Dataset extract:
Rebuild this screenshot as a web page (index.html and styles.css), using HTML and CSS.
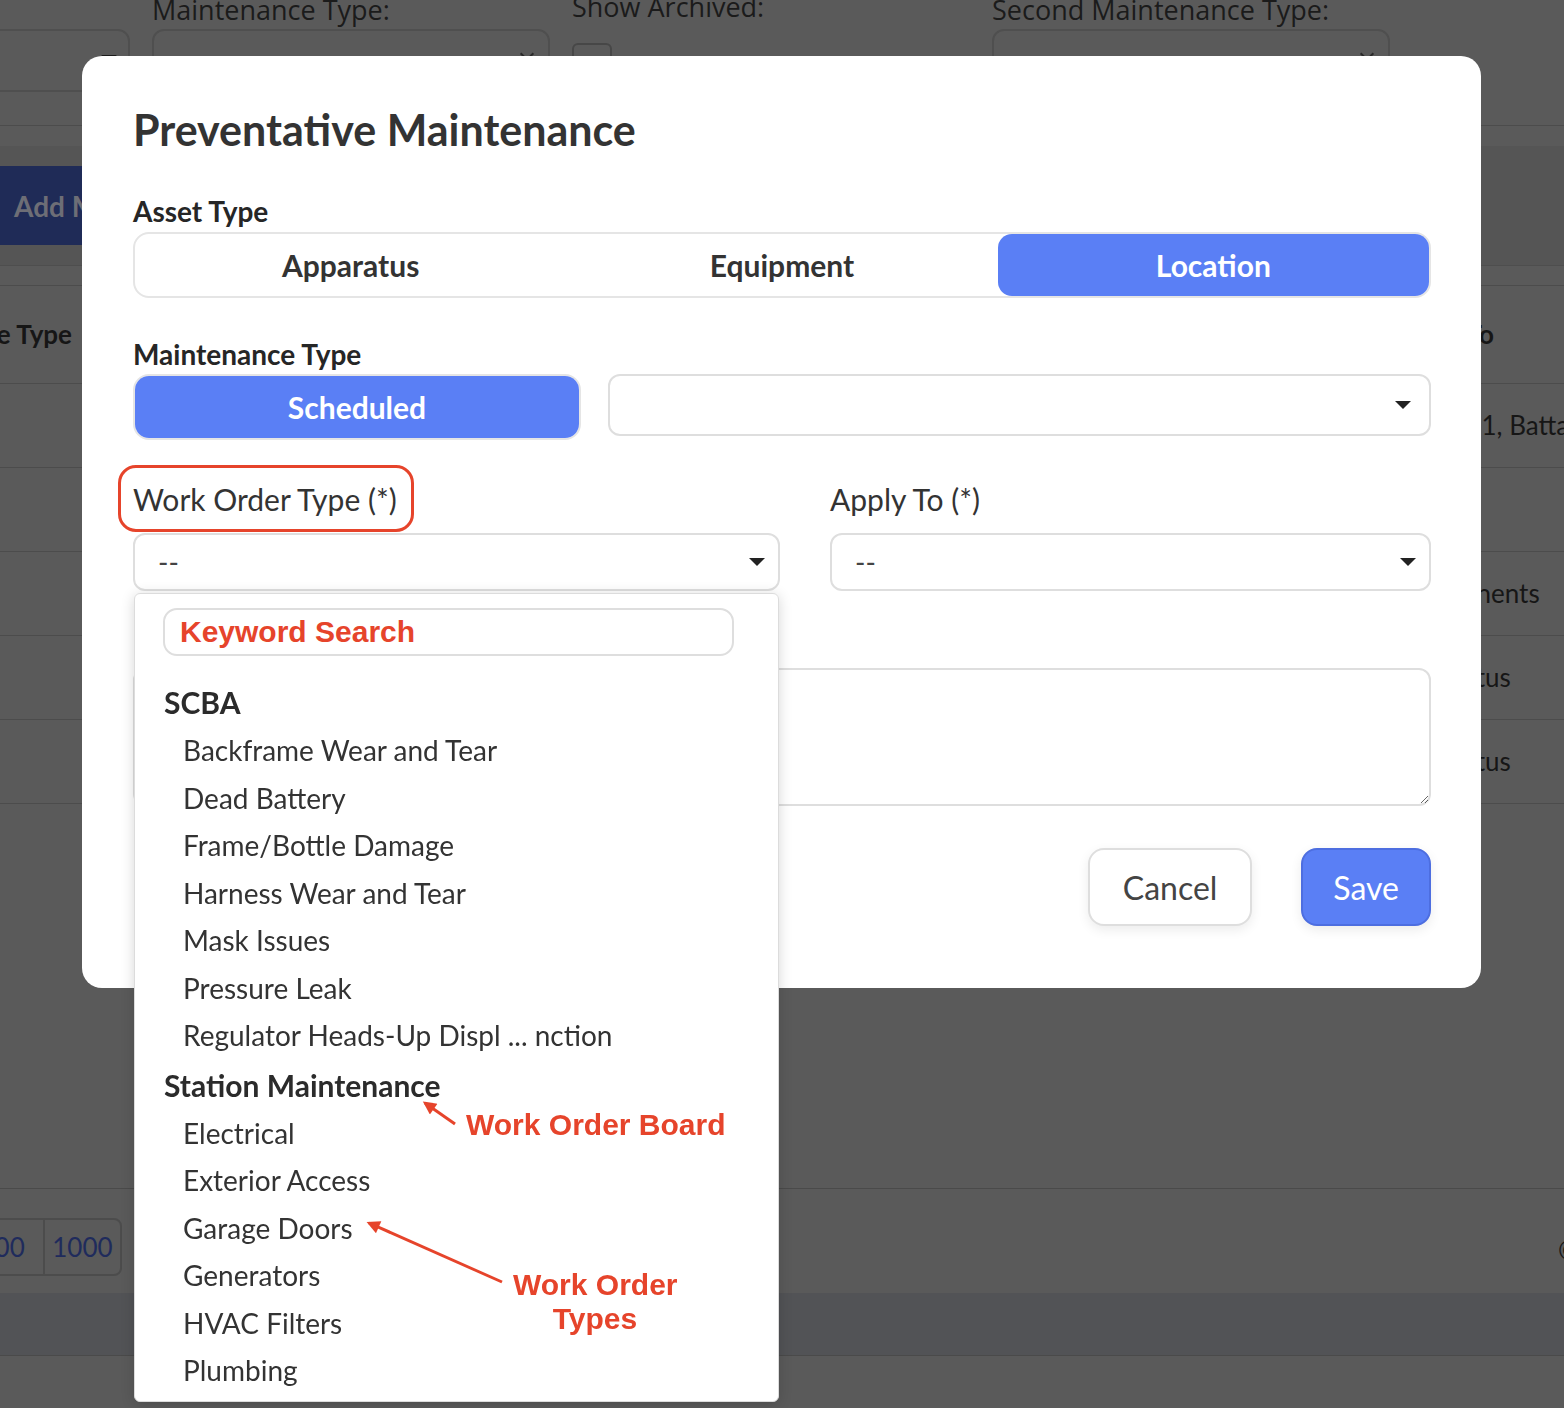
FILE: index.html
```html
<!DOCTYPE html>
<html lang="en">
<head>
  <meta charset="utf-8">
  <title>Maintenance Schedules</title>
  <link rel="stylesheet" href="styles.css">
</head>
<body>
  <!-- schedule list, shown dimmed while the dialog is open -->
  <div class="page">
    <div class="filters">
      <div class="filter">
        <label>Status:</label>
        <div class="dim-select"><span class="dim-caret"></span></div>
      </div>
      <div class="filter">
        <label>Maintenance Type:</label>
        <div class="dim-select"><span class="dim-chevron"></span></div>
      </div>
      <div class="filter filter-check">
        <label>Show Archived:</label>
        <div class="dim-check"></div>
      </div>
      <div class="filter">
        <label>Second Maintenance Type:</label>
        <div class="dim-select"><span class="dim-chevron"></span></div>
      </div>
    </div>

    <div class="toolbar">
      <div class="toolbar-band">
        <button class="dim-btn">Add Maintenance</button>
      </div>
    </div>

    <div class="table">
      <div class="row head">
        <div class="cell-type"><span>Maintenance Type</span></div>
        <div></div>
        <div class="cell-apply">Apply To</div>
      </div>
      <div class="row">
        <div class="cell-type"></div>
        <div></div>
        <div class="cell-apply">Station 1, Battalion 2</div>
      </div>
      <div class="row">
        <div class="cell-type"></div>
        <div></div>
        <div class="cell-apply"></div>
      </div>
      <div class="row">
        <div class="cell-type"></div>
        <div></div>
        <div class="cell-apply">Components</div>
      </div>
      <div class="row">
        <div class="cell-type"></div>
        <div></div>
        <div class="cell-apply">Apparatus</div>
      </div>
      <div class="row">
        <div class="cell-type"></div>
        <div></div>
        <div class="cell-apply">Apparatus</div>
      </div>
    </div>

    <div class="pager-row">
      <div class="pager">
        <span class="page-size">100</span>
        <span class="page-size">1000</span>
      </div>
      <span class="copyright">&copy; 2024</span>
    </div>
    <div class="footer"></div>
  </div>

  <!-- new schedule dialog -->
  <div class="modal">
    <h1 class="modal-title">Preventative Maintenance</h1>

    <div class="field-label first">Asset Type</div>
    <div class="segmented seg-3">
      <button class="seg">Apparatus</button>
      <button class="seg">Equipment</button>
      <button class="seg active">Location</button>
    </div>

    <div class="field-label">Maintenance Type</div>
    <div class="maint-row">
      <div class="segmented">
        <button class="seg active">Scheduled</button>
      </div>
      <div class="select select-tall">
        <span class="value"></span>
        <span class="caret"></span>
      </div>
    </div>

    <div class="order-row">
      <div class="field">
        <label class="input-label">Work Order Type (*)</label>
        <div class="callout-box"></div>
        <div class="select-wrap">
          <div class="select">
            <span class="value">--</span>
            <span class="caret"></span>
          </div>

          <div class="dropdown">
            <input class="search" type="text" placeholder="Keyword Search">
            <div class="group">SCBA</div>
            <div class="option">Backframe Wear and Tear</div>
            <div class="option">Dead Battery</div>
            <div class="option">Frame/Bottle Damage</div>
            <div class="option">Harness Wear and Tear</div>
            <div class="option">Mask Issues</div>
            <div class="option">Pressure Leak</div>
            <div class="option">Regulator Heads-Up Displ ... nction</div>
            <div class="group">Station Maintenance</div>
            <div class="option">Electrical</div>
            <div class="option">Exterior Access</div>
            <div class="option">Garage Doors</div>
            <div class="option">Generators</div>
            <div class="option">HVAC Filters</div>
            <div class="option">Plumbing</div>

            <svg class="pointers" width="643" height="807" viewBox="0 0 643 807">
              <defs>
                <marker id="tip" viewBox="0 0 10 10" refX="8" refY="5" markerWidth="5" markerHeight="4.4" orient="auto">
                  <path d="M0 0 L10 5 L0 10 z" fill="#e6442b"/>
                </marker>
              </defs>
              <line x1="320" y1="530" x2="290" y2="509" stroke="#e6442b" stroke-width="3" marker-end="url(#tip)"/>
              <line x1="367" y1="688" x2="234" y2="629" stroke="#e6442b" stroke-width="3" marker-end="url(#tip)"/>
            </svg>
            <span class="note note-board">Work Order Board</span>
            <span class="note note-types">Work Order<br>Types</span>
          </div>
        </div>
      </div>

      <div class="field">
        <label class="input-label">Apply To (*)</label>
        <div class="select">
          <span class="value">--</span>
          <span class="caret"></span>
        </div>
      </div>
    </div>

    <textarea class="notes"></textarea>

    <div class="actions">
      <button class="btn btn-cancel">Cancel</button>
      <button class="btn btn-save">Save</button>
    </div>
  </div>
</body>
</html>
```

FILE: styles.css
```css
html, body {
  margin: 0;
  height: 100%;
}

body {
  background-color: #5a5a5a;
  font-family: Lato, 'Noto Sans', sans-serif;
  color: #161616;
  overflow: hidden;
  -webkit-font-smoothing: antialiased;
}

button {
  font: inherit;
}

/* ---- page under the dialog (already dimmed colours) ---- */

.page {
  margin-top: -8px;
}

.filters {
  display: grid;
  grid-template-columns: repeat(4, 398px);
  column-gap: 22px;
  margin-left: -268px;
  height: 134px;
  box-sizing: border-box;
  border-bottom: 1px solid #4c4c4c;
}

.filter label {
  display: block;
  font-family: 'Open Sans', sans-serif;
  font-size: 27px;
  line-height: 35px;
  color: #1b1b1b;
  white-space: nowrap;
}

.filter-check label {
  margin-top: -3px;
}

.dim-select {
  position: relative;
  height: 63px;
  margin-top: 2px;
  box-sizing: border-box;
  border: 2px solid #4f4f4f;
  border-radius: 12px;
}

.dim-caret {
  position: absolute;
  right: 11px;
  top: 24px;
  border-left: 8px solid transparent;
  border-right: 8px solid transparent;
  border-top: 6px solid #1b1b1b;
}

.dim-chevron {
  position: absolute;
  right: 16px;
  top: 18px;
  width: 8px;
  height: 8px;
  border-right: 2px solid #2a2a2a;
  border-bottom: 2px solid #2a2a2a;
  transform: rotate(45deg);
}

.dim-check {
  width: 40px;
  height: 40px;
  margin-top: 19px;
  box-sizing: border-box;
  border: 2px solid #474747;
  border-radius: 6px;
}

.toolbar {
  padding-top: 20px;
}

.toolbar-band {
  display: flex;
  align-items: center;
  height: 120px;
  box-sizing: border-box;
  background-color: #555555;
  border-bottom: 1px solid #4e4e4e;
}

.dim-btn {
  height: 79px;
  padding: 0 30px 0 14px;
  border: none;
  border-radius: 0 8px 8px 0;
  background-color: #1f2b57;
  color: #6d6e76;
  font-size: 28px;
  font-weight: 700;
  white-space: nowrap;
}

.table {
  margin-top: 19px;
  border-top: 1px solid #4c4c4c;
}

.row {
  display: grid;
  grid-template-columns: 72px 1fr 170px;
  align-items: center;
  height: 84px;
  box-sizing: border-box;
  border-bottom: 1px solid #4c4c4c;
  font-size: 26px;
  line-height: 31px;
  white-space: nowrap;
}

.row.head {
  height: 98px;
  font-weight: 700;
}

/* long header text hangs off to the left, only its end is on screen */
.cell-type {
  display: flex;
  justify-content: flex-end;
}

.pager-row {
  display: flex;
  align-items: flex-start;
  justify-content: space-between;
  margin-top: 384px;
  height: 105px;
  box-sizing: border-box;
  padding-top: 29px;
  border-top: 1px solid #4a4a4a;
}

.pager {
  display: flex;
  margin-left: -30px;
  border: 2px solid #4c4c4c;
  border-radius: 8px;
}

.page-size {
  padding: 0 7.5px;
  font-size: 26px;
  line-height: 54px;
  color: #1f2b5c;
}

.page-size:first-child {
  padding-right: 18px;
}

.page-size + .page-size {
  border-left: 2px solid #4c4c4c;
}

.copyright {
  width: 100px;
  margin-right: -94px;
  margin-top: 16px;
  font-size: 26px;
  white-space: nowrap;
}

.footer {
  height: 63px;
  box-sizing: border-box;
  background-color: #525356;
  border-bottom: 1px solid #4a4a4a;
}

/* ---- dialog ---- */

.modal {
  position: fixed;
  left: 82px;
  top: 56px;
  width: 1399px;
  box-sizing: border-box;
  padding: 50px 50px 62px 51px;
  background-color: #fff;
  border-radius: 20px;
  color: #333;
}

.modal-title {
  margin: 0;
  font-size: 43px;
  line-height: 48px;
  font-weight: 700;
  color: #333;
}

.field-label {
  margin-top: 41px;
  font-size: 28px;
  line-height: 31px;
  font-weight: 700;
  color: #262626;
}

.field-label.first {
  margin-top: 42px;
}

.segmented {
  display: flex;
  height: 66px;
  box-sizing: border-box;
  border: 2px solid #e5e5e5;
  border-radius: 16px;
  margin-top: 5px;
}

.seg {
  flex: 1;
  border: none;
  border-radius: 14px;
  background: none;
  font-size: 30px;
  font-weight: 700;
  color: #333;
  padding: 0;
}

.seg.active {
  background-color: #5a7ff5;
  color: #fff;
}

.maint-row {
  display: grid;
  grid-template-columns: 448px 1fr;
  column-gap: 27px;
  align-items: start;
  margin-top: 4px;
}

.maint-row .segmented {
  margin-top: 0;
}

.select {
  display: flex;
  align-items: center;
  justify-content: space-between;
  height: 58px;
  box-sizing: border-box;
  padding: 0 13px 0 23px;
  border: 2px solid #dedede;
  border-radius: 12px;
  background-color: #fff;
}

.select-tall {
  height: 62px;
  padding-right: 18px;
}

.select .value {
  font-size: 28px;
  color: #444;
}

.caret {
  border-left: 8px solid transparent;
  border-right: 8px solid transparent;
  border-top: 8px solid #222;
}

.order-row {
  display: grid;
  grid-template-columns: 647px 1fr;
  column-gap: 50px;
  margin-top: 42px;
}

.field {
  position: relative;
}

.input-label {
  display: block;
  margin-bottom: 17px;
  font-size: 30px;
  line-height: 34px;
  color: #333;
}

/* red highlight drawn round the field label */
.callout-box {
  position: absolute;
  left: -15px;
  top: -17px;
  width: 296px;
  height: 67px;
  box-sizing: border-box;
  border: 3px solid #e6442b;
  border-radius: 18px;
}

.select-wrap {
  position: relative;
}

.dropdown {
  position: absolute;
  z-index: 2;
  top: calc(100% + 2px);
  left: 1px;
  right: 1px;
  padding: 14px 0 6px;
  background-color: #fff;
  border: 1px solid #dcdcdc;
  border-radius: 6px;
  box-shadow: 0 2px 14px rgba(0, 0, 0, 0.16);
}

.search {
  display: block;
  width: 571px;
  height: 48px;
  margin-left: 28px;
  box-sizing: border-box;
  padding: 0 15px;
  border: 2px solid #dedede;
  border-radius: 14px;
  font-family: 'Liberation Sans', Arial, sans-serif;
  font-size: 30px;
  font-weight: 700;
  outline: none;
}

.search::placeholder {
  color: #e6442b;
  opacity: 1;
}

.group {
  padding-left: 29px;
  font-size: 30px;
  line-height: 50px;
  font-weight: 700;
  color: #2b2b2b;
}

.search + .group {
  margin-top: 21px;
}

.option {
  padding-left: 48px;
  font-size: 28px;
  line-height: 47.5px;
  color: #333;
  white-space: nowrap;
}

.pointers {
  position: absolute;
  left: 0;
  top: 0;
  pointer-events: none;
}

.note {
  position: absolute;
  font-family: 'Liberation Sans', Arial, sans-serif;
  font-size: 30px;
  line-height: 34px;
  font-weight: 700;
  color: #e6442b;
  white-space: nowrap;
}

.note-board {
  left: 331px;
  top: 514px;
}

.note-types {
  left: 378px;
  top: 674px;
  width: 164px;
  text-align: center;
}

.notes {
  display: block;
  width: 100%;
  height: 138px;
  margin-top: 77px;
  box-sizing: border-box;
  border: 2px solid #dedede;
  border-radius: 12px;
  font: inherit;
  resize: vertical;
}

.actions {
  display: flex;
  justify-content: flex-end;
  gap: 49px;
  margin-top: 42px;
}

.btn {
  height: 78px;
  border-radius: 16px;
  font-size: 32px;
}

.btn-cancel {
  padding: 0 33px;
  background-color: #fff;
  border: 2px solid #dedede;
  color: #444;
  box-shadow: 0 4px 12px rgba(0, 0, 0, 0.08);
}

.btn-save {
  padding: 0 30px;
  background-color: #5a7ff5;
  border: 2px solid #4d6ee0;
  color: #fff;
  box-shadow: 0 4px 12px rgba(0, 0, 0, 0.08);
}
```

What the task requires:
Pull out every line in the data above that has the word "index".

Solution:
Rebuild this screenshot as a web page (index.html and styles.css), using HTML and CSS.
FILE: index.html
  z-index: 2;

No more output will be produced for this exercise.